Task directions:
Copy out the data below verbatim.

────────

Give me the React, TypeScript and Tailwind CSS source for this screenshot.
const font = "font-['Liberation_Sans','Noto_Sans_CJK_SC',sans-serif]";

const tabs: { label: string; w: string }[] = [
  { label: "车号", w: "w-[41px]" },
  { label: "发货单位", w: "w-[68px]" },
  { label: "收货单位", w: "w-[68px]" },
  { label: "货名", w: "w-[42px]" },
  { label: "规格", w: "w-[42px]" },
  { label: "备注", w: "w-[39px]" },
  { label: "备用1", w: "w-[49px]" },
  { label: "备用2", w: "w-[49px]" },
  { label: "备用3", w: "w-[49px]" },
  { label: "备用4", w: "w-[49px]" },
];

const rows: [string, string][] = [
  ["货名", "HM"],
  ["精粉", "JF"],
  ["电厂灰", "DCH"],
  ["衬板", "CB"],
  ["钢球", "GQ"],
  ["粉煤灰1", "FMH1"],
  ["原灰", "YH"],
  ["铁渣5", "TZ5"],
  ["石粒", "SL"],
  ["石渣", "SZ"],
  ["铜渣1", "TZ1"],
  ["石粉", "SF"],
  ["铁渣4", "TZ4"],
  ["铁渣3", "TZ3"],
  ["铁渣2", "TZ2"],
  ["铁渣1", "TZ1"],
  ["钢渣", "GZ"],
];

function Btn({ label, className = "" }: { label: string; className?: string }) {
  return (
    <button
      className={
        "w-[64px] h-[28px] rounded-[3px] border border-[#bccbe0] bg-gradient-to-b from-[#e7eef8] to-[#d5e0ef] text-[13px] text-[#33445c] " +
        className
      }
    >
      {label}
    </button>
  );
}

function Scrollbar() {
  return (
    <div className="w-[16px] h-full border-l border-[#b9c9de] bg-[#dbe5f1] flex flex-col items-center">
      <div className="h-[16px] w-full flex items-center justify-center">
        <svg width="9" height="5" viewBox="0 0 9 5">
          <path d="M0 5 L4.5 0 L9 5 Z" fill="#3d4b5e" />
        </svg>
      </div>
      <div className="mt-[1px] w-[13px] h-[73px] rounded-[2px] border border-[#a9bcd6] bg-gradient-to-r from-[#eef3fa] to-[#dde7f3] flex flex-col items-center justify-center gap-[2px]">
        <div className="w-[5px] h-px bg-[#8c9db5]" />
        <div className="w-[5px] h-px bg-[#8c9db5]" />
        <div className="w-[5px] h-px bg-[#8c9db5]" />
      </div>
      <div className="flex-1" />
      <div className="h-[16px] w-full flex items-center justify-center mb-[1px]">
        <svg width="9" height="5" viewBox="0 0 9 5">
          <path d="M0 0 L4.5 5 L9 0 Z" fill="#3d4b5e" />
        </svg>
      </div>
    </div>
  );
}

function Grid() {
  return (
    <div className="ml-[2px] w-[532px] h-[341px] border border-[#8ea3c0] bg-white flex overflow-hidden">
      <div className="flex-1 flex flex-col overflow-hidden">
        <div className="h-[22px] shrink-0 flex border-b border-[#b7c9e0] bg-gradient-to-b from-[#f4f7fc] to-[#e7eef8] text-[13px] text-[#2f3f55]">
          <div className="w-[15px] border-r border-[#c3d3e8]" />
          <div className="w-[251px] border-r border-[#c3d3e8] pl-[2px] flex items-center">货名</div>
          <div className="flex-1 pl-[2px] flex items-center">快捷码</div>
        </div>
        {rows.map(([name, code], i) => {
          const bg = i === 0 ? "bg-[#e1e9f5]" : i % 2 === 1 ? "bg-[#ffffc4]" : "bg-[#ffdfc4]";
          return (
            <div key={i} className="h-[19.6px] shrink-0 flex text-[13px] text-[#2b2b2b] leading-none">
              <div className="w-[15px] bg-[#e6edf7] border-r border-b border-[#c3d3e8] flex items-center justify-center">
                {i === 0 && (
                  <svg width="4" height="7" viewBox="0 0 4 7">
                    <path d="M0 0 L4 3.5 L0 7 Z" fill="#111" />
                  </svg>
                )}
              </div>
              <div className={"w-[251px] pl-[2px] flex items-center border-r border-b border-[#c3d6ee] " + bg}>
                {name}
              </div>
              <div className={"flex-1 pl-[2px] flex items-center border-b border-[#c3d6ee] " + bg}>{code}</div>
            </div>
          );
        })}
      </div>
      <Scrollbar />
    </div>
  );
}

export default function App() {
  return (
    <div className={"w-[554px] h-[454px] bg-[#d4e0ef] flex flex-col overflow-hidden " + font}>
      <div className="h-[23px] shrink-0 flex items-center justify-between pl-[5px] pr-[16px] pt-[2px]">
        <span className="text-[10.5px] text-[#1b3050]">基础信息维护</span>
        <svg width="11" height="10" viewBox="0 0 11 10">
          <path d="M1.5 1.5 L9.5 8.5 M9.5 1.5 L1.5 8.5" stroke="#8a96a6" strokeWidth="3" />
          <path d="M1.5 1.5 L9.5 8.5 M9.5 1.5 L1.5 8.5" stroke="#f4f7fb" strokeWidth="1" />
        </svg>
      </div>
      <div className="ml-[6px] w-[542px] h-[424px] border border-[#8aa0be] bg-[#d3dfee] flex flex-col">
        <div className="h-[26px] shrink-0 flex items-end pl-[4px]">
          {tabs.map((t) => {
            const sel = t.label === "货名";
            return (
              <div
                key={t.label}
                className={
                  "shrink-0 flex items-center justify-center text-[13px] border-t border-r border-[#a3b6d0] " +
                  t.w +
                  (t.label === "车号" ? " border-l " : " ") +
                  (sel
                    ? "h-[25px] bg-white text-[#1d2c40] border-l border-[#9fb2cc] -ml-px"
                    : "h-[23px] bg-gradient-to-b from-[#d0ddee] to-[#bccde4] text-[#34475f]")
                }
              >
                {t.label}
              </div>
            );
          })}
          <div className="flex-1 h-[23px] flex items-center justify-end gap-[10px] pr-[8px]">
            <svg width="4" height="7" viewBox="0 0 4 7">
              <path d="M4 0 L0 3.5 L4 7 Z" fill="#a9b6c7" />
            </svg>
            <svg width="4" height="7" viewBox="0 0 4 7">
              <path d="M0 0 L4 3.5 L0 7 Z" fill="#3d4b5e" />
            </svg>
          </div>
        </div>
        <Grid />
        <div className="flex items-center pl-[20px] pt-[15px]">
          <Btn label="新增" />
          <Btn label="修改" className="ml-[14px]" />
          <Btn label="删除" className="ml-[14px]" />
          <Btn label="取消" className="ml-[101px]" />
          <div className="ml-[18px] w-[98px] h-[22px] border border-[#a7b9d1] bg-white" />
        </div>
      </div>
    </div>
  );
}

────────

Final answer:
Give me the React, TypeScript and Tailwind CSS source for this screenshot.
const font = "font-['Liberation_Sans','Noto_Sans_CJK_SC',sans-serif]";

const tabs: { label: string; w: string }[] = [
  { label: "车号", w: "w-[41px]" },
  { label: "发货单位", w: "w-[68px]" },
  { label: "收货单位", w: "w-[68px]" },
  { label: "货名", w: "w-[42px]" },
  { label: "规格", w: "w-[42px]" },
  { label: "备注", w: "w-[39px]" },
  { label: "备用1", w: "w-[49px]" },
  { label: "备用2", w: "w-[49px]" },
  { label: "备用3", w: "w-[49px]" },
  { label: "备用4", w: "w-[49px]" },
];

const rows: [string, string][] = [
  ["货名", "HM"],
  ["精粉", "JF"],
  ["电厂灰", "DCH"],
  ["衬板", "CB"],
  ["钢球", "GQ"],
  ["粉煤灰1", "FMH1"],
  ["原灰", "YH"],
  ["铁渣5", "TZ5"],
  ["石粒", "SL"],
  ["石渣", "SZ"],
  ["铜渣1", "TZ1"],
  ["石粉", "SF"],
  ["铁渣4", "TZ4"],
  ["铁渣3", "TZ3"],
  ["铁渣2", "TZ2"],
  ["铁渣1", "TZ1"],
  ["钢渣", "GZ"],
];

function Btn({ label, className = "" }: { label: string; className?: string }) {
  return (
    <button
      className={
        "w-[64px] h-[28px] rounded-[3px] border border-[#bccbe0] bg-gradient-to-b from-[#e7eef8] to-[#d5e0ef] text-[13px] text-[#33445c] " +
        className
      }
    >
      {label}
    </button>
  );
}

function Scrollbar() {
  return (
    <div className="w-[16px] h-full border-l border-[#b9c9de] bg-[#dbe5f1] flex flex-col items-center">
      <div className="h-[16px] w-full flex items-center justify-center">
        <svg width="9" height="5" viewBox="0 0 9 5">
          <path d="M0 5 L4.5 0 L9 5 Z" fill="#3d4b5e" />
        </svg>
      </div>
      <div className="mt-[1px] w-[13px] h-[73px] rounded-[2px] border border-[#a9bcd6] bg-gradient-to-r from-[#eef3fa] to-[#dde7f3] flex flex-col items-center justify-center gap-[2px]">
        <div className="w-[5px] h-px bg-[#8c9db5]" />
        <div className="w-[5px] h-px bg-[#8c9db5]" />
        <div className="w-[5px] h-px bg-[#8c9db5]" />
      </div>
      <div className="flex-1" />
      <div className="h-[16px] w-full flex items-center justify-center mb-[1px]">
        <svg width="9" height="5" viewBox="0 0 9 5">
          <path d="M0 0 L4.5 5 L9 0 Z" fill="#3d4b5e" />
        </svg>
      </div>
    </div>
  );
}

function Grid() {
  return (
    <div className="ml-[2px] w-[532px] h-[341px] border border-[#8ea3c0] bg-white flex overflow-hidden">
      <div className="flex-1 flex flex-col overflow-hidden">
        <div className="h-[22px] shrink-0 flex border-b border-[#b7c9e0] bg-gradient-to-b from-[#f4f7fc] to-[#e7eef8] text-[13px] text-[#2f3f55]">
          <div className="w-[15px] border-r border-[#c3d3e8]" />
          <div className="w-[251px] border-r border-[#c3d3e8] pl-[2px] flex items-center">货名</div>
          <div className="flex-1 pl-[2px] flex items-center">快捷码</div>
        </div>
        {rows.map(([name, code], i) => {
          const bg = i === 0 ? "bg-[#e1e9f5]" : i % 2 === 1 ? "bg-[#ffffc4]" : "bg-[#ffdfc4]";
          return (
            <div key={i} className="h-[19.6px] shrink-0 flex text-[13px] text-[#2b2b2b] leading-none">
              <div className="w-[15px] bg-[#e6edf7] border-r border-b border-[#c3d3e8] flex items-center justify-center">
                {i === 0 && (
                  <svg width="4" height="7" viewBox="0 0 4 7">
                    <path d="M0 0 L4 3.5 L0 7 Z" fill="#111" />
                  </svg>
                )}
              </div>
              <div className={"w-[251px] pl-[2px] flex items-center border-r border-b border-[#c3d6ee] " + bg}>
                {name}
              </div>
              <div className={"flex-1 pl-[2px] flex items-center border-b border-[#c3d6ee] " + bg}>{code}</div>
            </div>
          );
        })}
      </div>
      <Scrollbar />
    </div>
  );
}

export default function App() {
  return (
    <div className={"w-[554px] h-[454px] bg-[#d4e0ef] flex flex-col overflow-hidden " + font}>
      <div className="h-[23px] shrink-0 flex items-center justify-between pl-[5px] pr-[16px] pt-[2px]">
        <span className="text-[10.5px] text-[#1b3050]">基础信息维护</span>
        <svg width="11" height="10" viewBox="0 0 11 10">
          <path d="M1.5 1.5 L9.5 8.5 M9.5 1.5 L1.5 8.5" stroke="#8a96a6" strokeWidth="3" />
          <path d="M1.5 1.5 L9.5 8.5 M9.5 1.5 L1.5 8.5" stroke="#f4f7fb" strokeWidth="1" />
        </svg>
      </div>
      <div className="ml-[6px] w-[542px] h-[424px] border border-[#8aa0be] bg-[#d3dfee] flex flex-col">
        <div className="h-[26px] shrink-0 flex items-end pl-[4px]">
          {tabs.map((t) => {
            const sel = t.label === "货名";
            return (
              <div
                key={t.label}
                className={
                  "shrink-0 flex items-center justify-center text-[13px] border-t border-r border-[#a3b6d0] " +
                  t.w +
                  (t.label === "车号" ? " border-l " : " ") +
                  (sel
                    ? "h-[25px] bg-white text-[#1d2c40] border-l border-[#9fb2cc] -ml-px"
                    : "h-[23px] bg-gradient-to-b from-[#d0ddee] to-[#bccde4] text-[#34475f]")
                }
              >
                {t.label}
              </div>
            );
          })}
          <div className="flex-1 h-[23px] flex items-center justify-end gap-[10px] pr-[8px]">
            <svg width="4" height="7" viewBox="0 0 4 7">
              <path d="M4 0 L0 3.5 L4 7 Z" fill="#a9b6c7" />
            </svg>
            <svg width="4" height="7" viewBox="0 0 4 7">
              <path d="M0 0 L4 3.5 L0 7 Z" fill="#3d4b5e" />
            </svg>
          </div>
        </div>
        <Grid />
        <div className="flex items-center pl-[20px] pt-[15px]">
          <Btn label="新增" />
          <Btn label="修改" className="ml-[14px]" />
          <Btn label="删除" className="ml-[14px]" />
          <Btn label="取消" className="ml-[101px]" />
          <div className="ml-[18px] w-[98px] h-[22px] border border-[#a7b9d1] bg-white" />
        </div>
      </div>
    </div>
  );
}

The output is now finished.